The black-capped swallow has a disjunct distribution. It is found in the central part of the southern Mexican state of Chiapas, from southwestern Chiapas into most of Guatemala, and from extreme northern El Salvador into western Honduras. It inhabits the interior, edges, and clearings of pine-oak forest, pine forest, and cloudforest in the subtropical and temperate zones. Sources differ on its elevational range. One states it is 1600 to 3100 m and another says 1000 to 3000 m. A third gives its elevational range outside Mexico as 750 to 2650 m.

==Behavior==
===Movement===

The black-capped swallow is generally considered a year-round resident. It is known to wander in Chiapas.
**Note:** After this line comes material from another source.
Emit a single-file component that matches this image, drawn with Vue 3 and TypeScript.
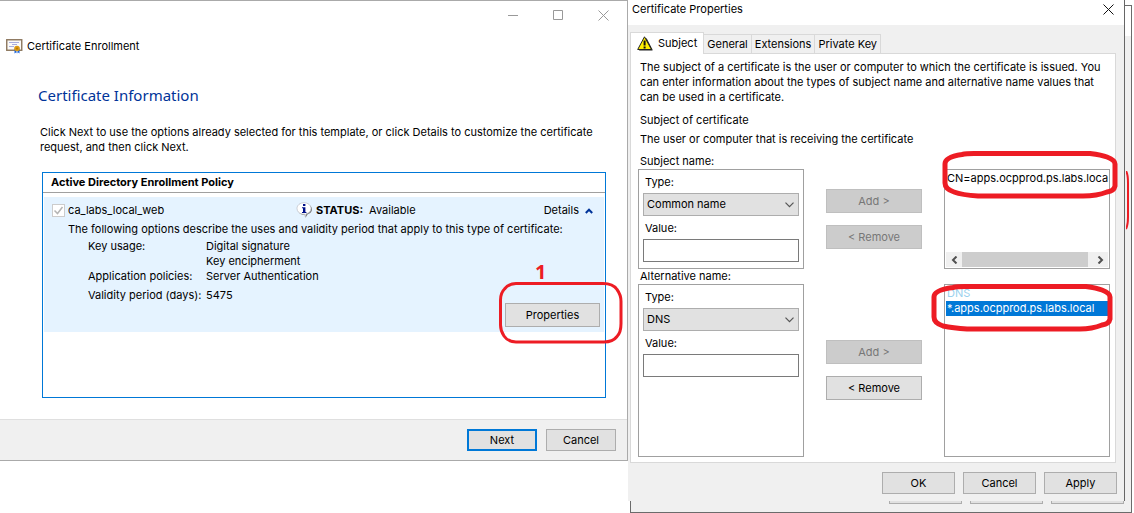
<script setup lang="ts">
import { ref } from 'vue'

interface NameGroup {
  id: string
  label: string
  type: string
  canRemove: boolean
  tall: boolean
}

const groups: NameGroup[] = [
  { id: 'subject', label: 'Subject name:', type: 'Common name', canRemove: false, tall: false },
  { id: 'alt', label: 'Alternative name:', type: 'DNS', canRemove: true, tall: true },
]
const values = ref<Record<string, string>>({ subject: '', alt: '' })
const tabs = ['Subject', 'General', 'Extensions', 'Private Key']
const activeTab = ref('Subject')
const dialogButtons = ['OK', 'Cancel', 'Apply']
</script>

<template>
  <main class="desktop">
    <section class="wizard">
      <div class="caption">
        <button class="cap" aria-label="Minimize">
          <svg width="11" height="11" viewBox="0 0 11 11"><path d="M0 5.5h10" /></svg>
        </button>
        <button class="cap" aria-label="Maximize">
          <svg width="11" height="11" viewBox="0 0 11 11"><path d="M.5 .5h9v9h-9z" /></svg>
        </button>
        <button class="cap" aria-label="Close">
          <svg width="11" height="11" viewBox="0 0 11 11"><path d="M.5 .5l10 10M10.500 .5l-10 10" /></svg>
        </button>
      </div>
      <header class="wizard-title">
        <svg class="cert" width="17" height="15" viewBox="0 0 17 15">
          <rect x=".75" y=".75" width="15" height="10.500" fill="#fbfaf8" stroke="#8b765c" stroke-width="1.400" />
          <path d="M3 3.500h10M6 5.500h5M3 7.500h5" stroke="#a9aede" />
          <path d="M8.500 10v4.500l1.500-1 .5 1V10zM11.500 10v4.500l.7-1 1.300 1V10z" fill="#1c62d8" />
          <circle cx="11" cy="9.500" r="2.800" fill="#dc9a12" />
          <circle cx="11" cy="9.500" r="1.100" fill="#b97908" />
        </svg>
        <span>Certificate Enrollment</span>
      </header>
      <h1>Certificate Information</h1>
      <p class="intro">
        Click Next to use the options already selected for this template, or click Details to customize the certificate<br />
        request, and then click Next.
      </p>
      <div class="policy">
        <h2>Active Directory Enrollment Policy</h2>
        <div class="template">
          <div class="template-head">
            <label class="check">
              <span class="box">
                <input type="checkbox" checked disabled />
                <svg width="13" height="13" viewBox="0 0 13 13"><path d="M2.500 6.500l3 3 5-6.500" /></svg>
              </span>
              ca_labs_local_web
            </label>
            <span class="status">
              <svg width="17" height="17" viewBox="0 0 17 17">
                <path d="M8.500 2C4.500 2 2 4.300 2 7.500c0 2.700 2 4.600 4.500 5.200h2.300l.7 3 2.200-3.400c2.600-.7 4.300-2.500 4.300-4.800C16 4.300 13 2 8.500 2z" fill="#777" />
                <path d="M8 .7C4 .7 1 3.200 1 6.500c0 2.900 2.200 5 5.200 5.600l2.600.1.500 2.700.8-3.100C13 11.200 15 9.200 15 6.500 15 3.200 12 .7 8 .7z" fill="#fff" stroke="#b9bcc4" stroke-width=".7" />
                <path d="M7 2h2.400v2H7zM6 5.300h3.400V10h1v1H6v-1h1V6.300H6z" fill="#00108a" />
              </svg>
              <b>STATUS:</b> <span>Available</span>
            </span>
            <button class="details">
              Details
              <svg width="8" height="6" viewBox="0 0 8 6"><path d="M.8 5L4 1.700 7.200 5" /></svg>
            </button>
          </div>
          <p class="describe">The following options describe the uses and validity period that apply to this type of certificate:</p>
          <dl>
            <dt>Key usage:</dt>
            <dd>Digital signature<br />Key encipherment</dd>
            <dt>Application policies:</dt>
            <dd>Server Authentication</dd>
            <dt class="validity">Validity period (days):</dt>
            <dd class="validity">5475</dd>
          </dl>
          <div class="properties">
            <button class="btn">Properties</button>
            <span class="step">1</span>
            <svg class="ring" width="124" height="62" viewBox="0 0 124 62">
              <path d="M17 1.500h87c7 0 12 3 14 6 3 4 4 7 4 12v22c0 6-1 10-4 13-3 4-8 5.500-13 5.500H17c-6 0-10-3-12-6-2-3-3.500-6-3.500-11V18c0-5 1-8 4-11 3-4 7-5.500 11.500-5.500z" stroke-width="3" />
            </svg>
          </div>
        </div>
      </div>
      <footer class="wizard-foot">
        <button class="btn primary">Next</button>
        <button class="btn">Cancel</button>
      </footer>
    </section>

    <div class="stack">
      <div class="behind">
        <div class="behind-title"></div>
        <svg class="mark" width="3" height="60" viewBox="0 0 3 60"><path d="M0 0c2 3 2 6 2 12v34c0 5 0 8-2 12" /></svg>
        <div class="behind-foot"><i v-for="b in dialogButtons" :key="b"></i></div>
      </div>

      <section class="dialog">
        <header class="dialog-title">
          <span>Certificate Properties</span>
          <button class="cap dark" aria-label="Close">
            <svg width="11" height="11" viewBox="0 0 11 11"><path d="M.5 .5l10 10M10.500 .5l-10 10" /></svg>
          </button>
        </header>
        <nav class="tabs" role="tablist">
          <button
            v-for="t in tabs"
            :key="t"
            role="tab"
            :aria-selected="t === activeTab"
            :class="['tab', { active: t === activeTab }]"
            @click="activeTab = t"
          >
            <svg v-if="t === 'Subject'" width="16" height="15" viewBox="0 0 16 15">
              <path d="M2 14.500h13.500v-1L9.500 2z" fill="#222" />
              <path d="M7.500 .8L.7 13.500h13.800z" fill="#ffee00" stroke="#222" stroke-linejoin="round" />
              <path d="M6.600 4.500h2v5h-2zM6.600 10.500h2v2h-2z" fill="#111" />
            </svg>
            {{ t }}
          </button>
        </nav>
        <div class="panel">
          <p>
            The subject of a certificate is the user or computer to which the certificate is issued. You<br />
            can enter information about the types of subject name and alternative name values that<br />
            can be used in a certificate.
          </p>
          <h3>Subject of certificate</h3>
          <p class="who">The user or computer that is receiving the certificate</p>
          <div v-for="g in groups" :key="g.id" :class="['names', { tall: g.tall }]">
            <h4>{{ g.label }}</h4>
            <div class="group">
              <label :for="g.id + '-type'">Type:</label>
              <div class="select">
                <select :id="g.id + '-type'"><option>{{ g.type }}</option></select>
                <svg width="9" height="6" viewBox="0 0 9 6"><path d="M.5 .7l4 4 4-4" /></svg>
              </div>
              <label class="value" :for="g.id + '-value'">Value:</label>
              <input :id="g.id + '-value'" v-model="values[g.id]" type="text" />
            </div>
            <div class="moves">
              <button class="btn" disabled>Add &gt;</button>
              <button class="btn" :disabled="!g.canRemove">&lt; Remove</button>
            </div>
            <div class="list">
              <template v-if="g.id === 'subject'">
                <div class="entry">CN=apps.ocpprod.ps.labs.loca</div>
                <div class="scroll">
                  <button aria-label="Scroll left">
                    <svg width="7" height="8" viewBox="0 0 7 8"><path d="M5.500 .5L2 4l3.500 3.500" /></svg>
                  </button>
                  <span class="thumb"></span>
                  <button aria-label="Scroll right">
                    <svg width="7" height="8" viewBox="0 0 7 8"><path d="M1.500 .5L5 4 1.500 7.500" /></svg>
                  </button>
                </div>
                <svg class="ring cn-ring" width="176" height="48" viewBox="0 0 176 48">
                  <path d="M20 3.500Q24 2.500 32 2.500H148Q160 4 165 6q8 3 8 7v22q-1 5-8 6-10 4-24 4H36Q20 44 12 41q-9-3-9-9V13Q3 6 20 3.500z" />
                </svg>
              </template>
              <template v-else>
                <div class="entry heading">DNS</div>
                <div class="entry chosen">*.apps.ocpprod.ps.labs.local</div>
                <svg class="ring dns-ring" width="183" height="48" viewBox="0 0 183 48">
                  <path d="M22 3.500Q26 2.500 34 2.500H155Q166 4 171 6q8 3 8 7v22q-1 5-8 6-10 4-22 4H36Q22 44 12 42q-9-3-9-9V13Q3 6 22 3.500z" />
                </svg>
              </template>
            </div>
          </div>
        </div>
        <footer class="dialog-foot">
          <button v-for="b in dialogButtons" :key="b" class="btn">{{ b }}</button>
        </footer>
      </section>
    </div>
  </main>
</template>

<style>
body {
  margin: 0;
  background: #fff;
}
</style>

<style scoped>
* {
  box-sizing: border-box;
}
.desktop {
  display: grid;
  grid-template-columns: minmax(0, 628fr) minmax(0, 506fr);
  align-items: start;
  overflow: hidden;
  font: 11px/15px Inter, 'Noto Sans', sans-serif;
  color: #000;
  white-space: nowrap;
}
h1, h2, h3, h4, p, dl, dd {
  margin: 0;
  font-size: inherit;
  font-weight: 400;
}
button, input, select {
  font: inherit;
  color: inherit;
  margin: 0;
}
svg {
  display: block;
  flex: none;
  fill: none;
}
.btn {
  height: 24px;
  padding: 0;
  border: 1px solid #adadad;
  border-radius: 0;
  background: #e1e1e1;
  text-align: center;
}
.btn:disabled {
  background: #ccc;
  border-color: #bfbfbf;
  color: #777;
}
.cap {
  border: 0;
  background: none;
  padding: 0;
}
.cap svg {
  stroke: #999;
}
.cap.dark svg {
  stroke: #111;
}

.wizard {
  border: 1px solid #aaa;
  border-left: 0;
}
.caption {
  display: flex;
  justify-content: flex-end;
  align-items: center;
  gap: 34px;
  height: 28px;
  padding-right: 18px;
}
.wizard-title {
  display: flex;
  align-items: center;
  gap: 4px;
  height: 16px;
  margin: 9px 0 0 6px;
}
h1 {
  margin: 30px 0 0 38px;
  font: 400 15px/22px 'Noto Sans', sans-serif;
  color: #039;
}
.intro {
  margin: 19px 0 0 40px;
}
.policy {
  height: 226px;
  margin: 17px 21px 21px 42px;
  border: 1px solid #0078d7;
}
h2 {
  height: 20px;
  padding: 2px 8px;
  border-bottom: 1px solid #a0a0a0;
  font-weight: 700;
}
.template {
  margin: 4px 1px 0;
  padding: 5px 4px 5px 8px;
  background: #e5f3ff;
}
.template-head {
  display: grid;
  grid-template-columns: minmax(0, 244fr) minmax(0, 236fr) minmax(0, 68fr);
  align-items: center;
  height: 15px;
}
.check {
  display: flex;
  align-items: center;
  gap: 3px;
}
.box {
  display: grid;
}
.box > * {
  grid-area: 1 / 1;
}
.box input {
  appearance: none;
  width: 13px;
  height: 13px;
  border: 1px solid #ccc;
  background: #fff;
}
.box svg {
  stroke: #b5b5b5;
  stroke-width: 1.500;
}
.status {
  display: flex;
  align-items: center;
  gap: 3px;
}
.status span {
  margin-left: 3px;
}
.details {
  display: flex;
  align-items: center;
  gap: 6px;
  padding: 0;
  margin-right: 7px;
  border: 0;
  background: none;
  justify-self: end;
}
.details svg {
  stroke: #039;
  stroke-width: 2;
}
.describe {
  margin: 5px 0 2px 16px;
}
dl {
  display: grid;
  grid-template-columns: 118px 1fr;
  margin-left: 36px;
}
.validity {
  margin-top: 4px;
}
.properties {
  position: relative;
  display: flex;
  width: 95px;
  margin-left: auto;
}
.properties .btn {
  flex: 1;
}
.ring {
  position: absolute;
  stroke: #ed1c24;
  stroke-width: 5;
  z-index: 2;
}
.properties .ring {
  left: -6px;
  top: -21px;
}
.step {
  position: absolute;
  left: 30px;
  top: -43px;
  font: 700 20px/24px 'Noto Sans', sans-serif;
  color: #ed1c24;
}
.wizard-foot {
  display: flex;
  justify-content: flex-end;
  gap: 9px;
  padding: 9px 11px;
  border-top: 1px solid #dfdfdf;
  background: #f0f0f0;
}
.wizard-foot .btn {
  width: 70px;
  height: 22px;
}
.wizard-foot .primary {
  border: 2px solid #0078d7;
}

.stack {
  position: relative;
  padding: 0 9px 12px 0;
}
.behind {
  position: absolute;
  inset: 5px 2px 0 2px;
  display: flex;
  flex-direction: column;
  justify-content: space-between;
  border: 1px solid #6b6b6b;
  background: #f0f0f0;
}
.behind-title {
  height: 30px;
  background: #fff;
}
.mark {
  position: absolute;
  right: 2px;
  top: 165px;
  stroke: #ed1c24;
  stroke-width: 2;
}
.behind-foot {
  display: flex;
  justify-content: flex-end;
  gap: 8px;
  padding: 0 7px 8px 0;
}
.behind-foot i {
  width: 73px;
  height: 22px;
  border: 1px solid #adadad;
  background: #e1e1e1;
}
.dialog {
  position: relative;
  border-right: 1px solid #666;
  background: #f0f0f0;
}
.dialog-title {
  display: flex;
  align-items: center;
  justify-content: space-between;
  height: 25px;
  padding: 0 10px 6px 4px;
  background: #fff;
}
.tabs {
  display: flex;
  align-items: flex-end;
  height: 28px;
  padding: 0 2px;
}
.tab {
  height: 19px;
  padding: 0 3px;
  border: 1px solid #d9d9d9;
  border-width: 1px 1px 0 0;
  background: #f0f0f0;
}
.tab.active {
  position: relative;
  display: flex;
  align-items: center;
  gap: 5px;
  height: 22px;
  margin-bottom: -1px;
  padding: 0 6px;
  border-left-width: 1px;
  background: #fff;
}
.panel {
  margin: 0 8px 0 2px;
  padding: 6px 5px 5px 7px;
  border: 1px solid #d9d9d9;
  background: #fff;
}
.panel > p, h3 {
  margin-left: 2px;
}
h3 {
  margin-top: 8px;
}
.panel > .who {
  margin: 4px 0 7px 2px;
}
.names {
  display: grid;
  grid-template-columns: minmax(0, 166fr) minmax(0, 96fr) minmax(0, 166fr);
  grid-template-rows: 15px 100px;
  column-gap: 22px;
}
.names.tall {
  grid-template-rows: 15px 173px;
}
h4 {
  grid-column: 1 / -1;
  padding-left: 2px;
}
.group {
  display: flex;
  flex-direction: column;
  gap: 3px;
  padding: 5px 4px;
  border: 1px solid #a0a0a0;
}
.group label {
  padding-left: 2px;
}
.group .value {
  margin-top: 2px;
}
.group input {
  width: 100%;
  height: 23px;
  padding: 2px 4px;
  border: 1px solid #7a7a7a;
  border-radius: 0;
}
.select {
  position: relative;
}
.select select {
  display: block;
  appearance: none;
  width: 100%;
  height: 23px;
  padding: 0 3px;
  border: 1px solid #adadad;
  border-radius: 0;
  background: #e1e1e1;
}
.select svg {
  position: absolute;
  right: 5px;
  top: 9px;
  stroke: #555;
  stroke-width: 1.200;
  pointer-events: none;
}
.moves {
  display: flex;
  flex-direction: column;
  gap: 12px;
  padding-top: 20px;
}
.tall .moves {
  padding-top: 56px;
}
.list {
  position: relative;
  display: flex;
  flex-direction: column;
  padding: 1px;
  border: 1px solid #a0a0a0;
}
.entry {
  height: 15px;
  padding-left: 1px;
}
.entry.heading {
  color: #99d1ee;
}
.entry.chosen {
  background: #0078d7;
  color: #fff;
}
.scroll {
  display: flex;
  height: 15px;
  margin-top: auto;
  background: #f0f0f0;
}
.scroll button {
  display: grid;
  place-items: center;
  width: 16px;
  padding: 0;
  border: 0;
  background: none;
}
.scroll svg {
  stroke: #505050;
  stroke-width: 2;
}
.thumb {
  flex: 1;
  margin-right: 4px;
  background: #cdcdcd;
}
.cn-ring {
  left: -3px;
  top: -19px;
}
.dns-ring {
  left: -14px;
  top: -1px;
}
.dialog-foot {
  display: flex;
  justify-content: flex-end;
  gap: 8px;
  padding: 9px 7px 7px 0;
}
.dialog-foot .btn {
  width: 73px;
  height: 22px;
}
</style>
It apparently has bred in Honduras only since the late 1900s.

===Feeding===

The black-capped swallow feeds only on insects that it captures in flight, though specific details of its diet are lacking. It sometimes forages in small flocks.

===Breeding===

The black-capped swallow's breeding season has not been fully defined but appears to span February to April in Mexico and include May and June in El Salvador. It sometimes nests in small colonies. It nests in burrows in earthen banks and in rock crevices. It is not clear whether it can excavate its own burrow or is dependent on other species's abandoned burrows. In the burrow or crevice it makes a cup nest of pine needles, leaves, twigs, and mud that is sometimes lined with feathers. The usual clutch is four eggs. Both sexes build the nest and provision nestlings. The incubation period and time to fledging are not known.

===Vocalization===

The black-capped swallow's calls "include a buzzy electric pzzzzzeeet! and a more liquid pweeet-pweeet".

==Status==

The IUCN has assessed the black-capped swallow as being of Least Concern. Its population of at least 50,000 mature individuals is believed to be decreasing. No immediate threats have been identified. It is under "special protection" in Mexico and considered "uncommon to fairly common" outside that country. The species is "often seen near roads and farm clearings, suggesting that they may benefit from human activities that increase edge habitat".